Surveys on duck populations from the midwest and Canadian nesting grounds are in for 2019, and there’s both good and bad news to be gleaned from the counts done by the U.S. Fish and Wildlife Service.
It’s bad that the overall count of 38.9 million ducks is down from 41.3 million in 2018, but it’s good that the 2019 number is still 10% above the long-term average since 1955.
It’s bad that of the six of the top 10 species of ducks that hunters target have shown a decline in the past year, but it’s really good that there’s more of Mississippi’s top three targeted ducks — mallards, gadwall and green-winged teal — in the count. Mallards (9.4 million) are up 2%, gadwalls (3.3 million) are up 13%, and green-wing teal (3.2 million) have increased 4%. Wigeon remained statistically unchanged at 2.8 million.
It’s bad that blue-winged teal showed a huge a decline, 16%, but the 5.4 million blues is still 6% above the long-term average.

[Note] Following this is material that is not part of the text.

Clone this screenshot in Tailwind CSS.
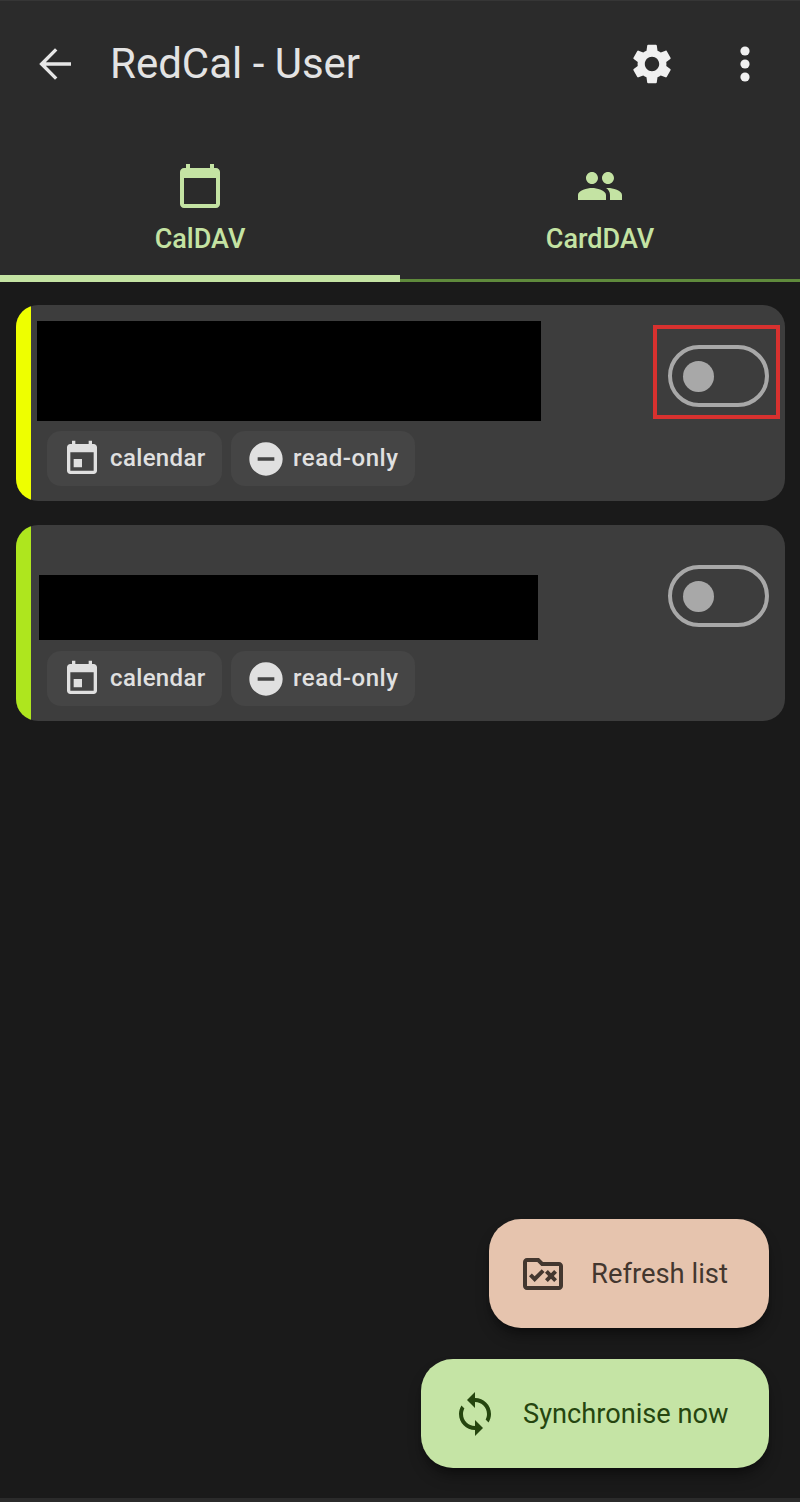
<!DOCTYPE html>
<html lang="en">
<head>
    <meta charset="UTF-8">
    <meta name="viewport" content="width=device-width, initial-scale=1.0">
    <title>RedCal - User</title>
    <script src="https://cdn.jsdelivr.net/npm/@tailwindcss/browser@4"></script>
</head>

<body class="m-0 p-0 bg-[#1a1a1a] overflow-hidden font-['Roboto',sans-serif]">
    <div class="flex flex-col w-[800px] h-[1502px] border-b-[4px] border-[#2b2b2b]">

        <!-- App bar -->
        <header class="bg-[#2b2b2b] border-t border-[#363636]">
            <div class="flex items-center h-[125px] text-[#e6e6e6]">
                <svg viewBox="0 0 24 24" class="w-[48px] h-[48px] ml-[31px] fill-current"><path d="M20 11.1H7.4l5.8-5.8L12 4.1 4.1 12l7.9 7.9 1.2-1.2-5.8-5.8H20z"/></svg>
                <h1 class="ml-[31px] text-[42px] leading-none text-[#e3e3e3] flex-1">RedCal - User</h1>
                <svg viewBox="0 0 24 24" class="w-[48px] h-[48px] fill-[#f0f0f0]"><path d="M19.14 12.94c.04-.3.06-.61.06-.94 0-.32-.02-.64-.07-.94l2.03-1.58c.18-.14.23-.41.12-.61l-1.92-3.32c-.12-.22-.37-.29-.59-.22l-2.39.96c-.5-.38-1.03-.7-1.62-.94l-.36-2.54c-.04-.24-.24-.41-.48-.41h-3.84c-.24 0-.43.17-.47.41l-.36 2.54c-.59.24-1.13.57-1.62.94l-2.39-.96c-.22-.08-.47 0-.59.22L2.74 8.87c-.12.21-.08.47.12.61l2.03 1.58c-.05.3-.09.63-.09.94s.02.64.07.94l-2.03 1.58c-.18.14-.23.41-.12.61l1.92 3.32c.12.22.37.29.59.22l2.39-.96c.5.38 1.03.7 1.62.94l.36 2.54c.05.24.24.41.48.41h3.84c.24 0 .44-.17.47-.41l.36-2.54c.59-.24 1.13-.56 1.62-.94l2.39.96c.22.08.47 0 .59-.22l1.92-3.32c.12-.22.07-.47-.12-.61l-2.01-1.58zM12 15.6c-1.98 0-3.6-1.62-3.6-3.6s1.62-3.6 3.6-3.6 3.6 1.62 3.6 3.6-1.62 3.6-3.6 3.6z"/></svg>
                <svg viewBox="0 0 48 48" class="w-[48px] h-[48px] ml-[45px] mr-[31px] fill-[#f0f0f0]"><circle cx="24" cy="11" r="4.6"/><circle cx="24" cy="24" r="4.6"/><circle cx="24" cy="37" r="4.6"/></svg>
            </div>

            <!-- Tabs -->
            <div class="flex h-[156px] text-[#c4e3a3]">
                <div class="flex-1 flex flex-col items-center">
                    <svg viewBox="0 0 24 24" class="w-[48px] h-[48px] mt-[36px] fill-current"><path d="M20 3h-1V1h-2v2H7V1H5v2H4c-1.1 0-2 .9-2 2v16c0 1.1.9 2 2 2h16c1.1 0 2-.9 2-2V5c0-1.1-.9-2-2-2zm0 18H4V8h16v13z"/></svg>
                    <span class="mt-[13px] text-[27px] leading-[32px] font-medium scale-y-105">CalDAV</span>
                    <div class="mt-auto w-full h-[7px] bg-[#c4e3a3]"></div>
                </div>
                <div class="flex-1 flex flex-col items-center">
                    <svg viewBox="0 0 24 24" class="w-[48px] h-[48px] mt-[36px] fill-current"><path d="M16 11c1.66 0 2.99-1.34 2.99-3S17.66 5 16 5c-1.66 0-3 1.34-3 3s1.34 3 3 3zm-8 0c1.66 0 2.99-1.34 2.99-3S9.66 5 8 5C6.34 5 5 6.34 5 8s1.34 3 3 3zm0 2c-2.33 0-7 1.17-7 3.5V19h14v-2.5c0-2.33-4.67-3.5-7-3.5zm8 0c-.29 0-.62.02-.97.05 1.16.84 1.97 1.97 1.97 3.45V19h6v-2.5c0-2.33-4.67-3.5-7-3.5z"/></svg>
                    <span class="mt-[13px] text-[27px] leading-[32px] font-medium scale-y-105">CardDAV</span>
                    <div class="mt-auto w-full h-[3px] bg-[#5f8a3c]"></div>
                </div>
            </div>
        </header>

        <!-- Collections -->
        <main class="flex-1 flex flex-col gap-[24px] pt-[23px] px-[16px]">

            <div class="relative flex h-[196px] w-[769px] rounded-[22px] overflow-hidden bg-[#3d3d3d]">
                <div class="w-[15px] bg-[#eeff00]"></div>
                <div class="flex-1 flex flex-col">
                    <div class="w-[504px] h-[100px] ml-[6px] mt-[16px] bg-black"></div>
                    <div class="flex gap-[9px] ml-[16px] mt-[10px]">
                        <div class="flex items-center w-[175px] h-[55px] rounded-[14px] bg-[#454545] text-[#e0e0e0]">
                            <svg viewBox="0 0 24 24" class="w-[40px] h-[40px] ml-[15px] fill-current"><path d="M7 12h5v5H7zM16 1v2H8V1H6v2H5c-1.11 0-1.99.9-1.99 2L3 19c0 1.1.89 2 2 2h14c1.1 0 2-.9 2-2V5c0-1.1-.9-2-2-2h-1V1h-2zm3 18H5V8h14v11z"/></svg>
                            <span class="ml-[8px] -mt-[2px] text-[24px] leading-none font-medium tracking-[0.35px]">calendar</span>
                        </div>
                        <div class="flex items-center w-[184px] h-[55px] rounded-[14px] bg-[#454545] text-[#e0e0e0]">
                            <svg viewBox="0 0 24 24" class="w-[40px] h-[40px] ml-[15px] fill-current"><path d="M12 2C6.48 2 2 6.48 2 12s4.48 10 10 10 10-4.48 10-10S17.52 2 12 2zm5 11H7v-2h10v2z"/></svg>
                            <span class="ml-[7px] -mt-[2px] text-[24px] leading-none font-medium tracking-[0.55px]">read-only</span>
                        </div>
                    </div>
                </div>
                <div class="w-[101px] h-[62px] mt-[40px] mr-[16px] rounded-full border-[4px] border-[#a8a8a8] flex items-center pl-[11px]">
                    <div class="w-[31px] h-[31px] rounded-full bg-[#a8a8a8]"></div>
                </div>
                <!-- red highlight box, drawn over the screenshot -->
                <div class="absolute left-[637px] top-[20px] w-[127px] h-[94px] border-[4px] border-[#d8312f]"></div>
            </div>

            <div class="flex h-[196px] w-[769px] rounded-[22px] overflow-hidden bg-[#3d3d3d]">
                <div class="w-[15px] bg-[#aee61e]"></div>
                <div class="flex-1 flex flex-col">
                    <div class="w-[499px] h-[65px] ml-[8px] mt-[50px] bg-black"></div>
                    <div class="flex gap-[9px] ml-[16px] mt-[11px]">
                        <div class="flex items-center w-[175px] h-[55px] rounded-[14px] bg-[#454545] text-[#e0e0e0]">
                            <svg viewBox="0 0 24 24" class="w-[40px] h-[40px] ml-[15px] fill-current"><path d="M7 12h5v5H7zM16 1v2H8V1H6v2H5c-1.11 0-1.99.9-1.99 2L3 19c0 1.1.89 2 2 2h14c1.1 0 2-.9 2-2V5c0-1.1-.9-2-2-2h-1V1h-2zm3 18H5V8h14v11z"/></svg>
                            <span class="ml-[8px] -mt-[2px] text-[24px] leading-none font-medium tracking-[0.35px]">calendar</span>
                        </div>
                        <div class="flex items-center w-[184px] h-[55px] rounded-[14px] bg-[#454545] text-[#e0e0e0]">
                            <svg viewBox="0 0 24 24" class="w-[40px] h-[40px] ml-[15px] fill-current"><path d="M12 2C6.48 2 2 6.48 2 12s4.48 10 10 10 10-4.48 10-10S17.52 2 12 2zm5 11H7v-2h10v2z"/></svg>
                            <span class="ml-[7px] -mt-[2px] text-[24px] leading-none font-medium tracking-[0.55px]">read-only</span>
                        </div>
                    </div>
                </div>
                <div class="w-[101px] h-[62px] mt-[40px] mr-[16px] rounded-full border-[4px] border-[#a8a8a8] flex items-center pl-[11px]">
                    <div class="w-[31px] h-[31px] rounded-full bg-[#a8a8a8]"></div>
                </div>
            </div>
        </main>

        <!-- Floating buttons -->
        <div class="flex flex-col items-end gap-[31px] pr-[31px] pb-[30px]">
            <button class="flex items-center w-[280px] h-[109px] rounded-[32px] bg-[#e6c4ae] text-[#43372f] shadow-lg shadow-black/40">
                <svg viewBox="0 0 24 24" class="w-[48px] h-[48px] ml-[30px] fill-current"><path d="M7.83 16L5 13.17l1.41-1.41 1.41 1.41 3.54-3.54 1.41 1.41L7.83 16zm9.58-3L19 14.59 17.59 16 16 14.41 14.41 16 13 14.59 14.59 13 13 11.41 14.41 10 16 11.59 17.59 10 19 11.41 17.41 13zM20 6h-8l-2-2H4c-1.1 0-1.99.9-1.99 2L2 18c0 1.1.9 2 2 2h16c1.1 0 2-.9 2-2V8c0-1.1-.9-2-2-2zm0 12H4V6h5.17l2 2H20v10z"/></svg>
                <span class="ml-[24px] mt-[2px] text-[27.4px] leading-none">Refresh list</span>
            </button>
            <button class="flex items-center w-[348px] h-[109px] rounded-[32px] bg-[#c5e4a5] text-[#25450f] shadow-lg shadow-black/40">
                <svg viewBox="0 0 24 24" class="w-[48px] h-[48px] ml-[30px] fill-current"><path d="M12 4V1L8 5l4 4V6c3.31 0 6 2.69 6 6 0 1.01-.25 1.97-.7 2.8l1.46 1.46C19.54 15.03 20 13.57 20 12c0-4.42-3.58-8-8-8zm0 14c-3.31 0-6-2.69-6-6 0-1.01.25-1.97.7-2.8L5.24 7.74C4.46 8.97 4 10.43 4 12c0 4.42 3.58 8 8 8v3l4-4-4-4v3z"/></svg>
                <span class="ml-[24px] mt-[2px] text-[27.2px] leading-none">Synchronise now</span>
            </button>
        </div>
    </div>
</body>
</html>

“The one thing in the survey that disturbs me is that the pintails are down again, and by drastic numbers,” said hunter Glenn Woods of Grenada. “They were only down 4% this year, but it’s the long-term average that is so disturbing. They are 42% below the long-term. That’s not good.”
Mississippi’s two hunting periods
Mississippi’s season will be different from past years in that it will have only two periods, Nov. 29-Dec. 1 and then from Dec. 6 to Jan. 31. A change in federal regulations now allows states to go to the last day of January, instead of a forced ending on the Sunday before Jan. 31.
“That doesn’t sound like a big deal to a lot of people, namely those who don’t duck hunt,” Woods said. “But if you’re one of the die-hard duck hunters like me, those extra days are a blessing, a big blessing. This coming season would have closed on Jan. 26 under the old guidelines, and we basically get another whole week to shoot, and it’s at a time late enough in migration to put more birds in the Delta.
“That’s great and something we’ve been asking for since I was a teenager, starting to duck hunt with my dad and uncle. I’m talking 1986 and 1987, back when the state took federal wildlife officials to court over that very thing. We lost of course, and my dad was so mad he almost quit hunting. I hate he didn’t live long enough to see this finally happen. I plan to hunt every single day between Jan. 26 and Jan. 31 in his honor. It might cost me a week of vacation time at work, but so be it.”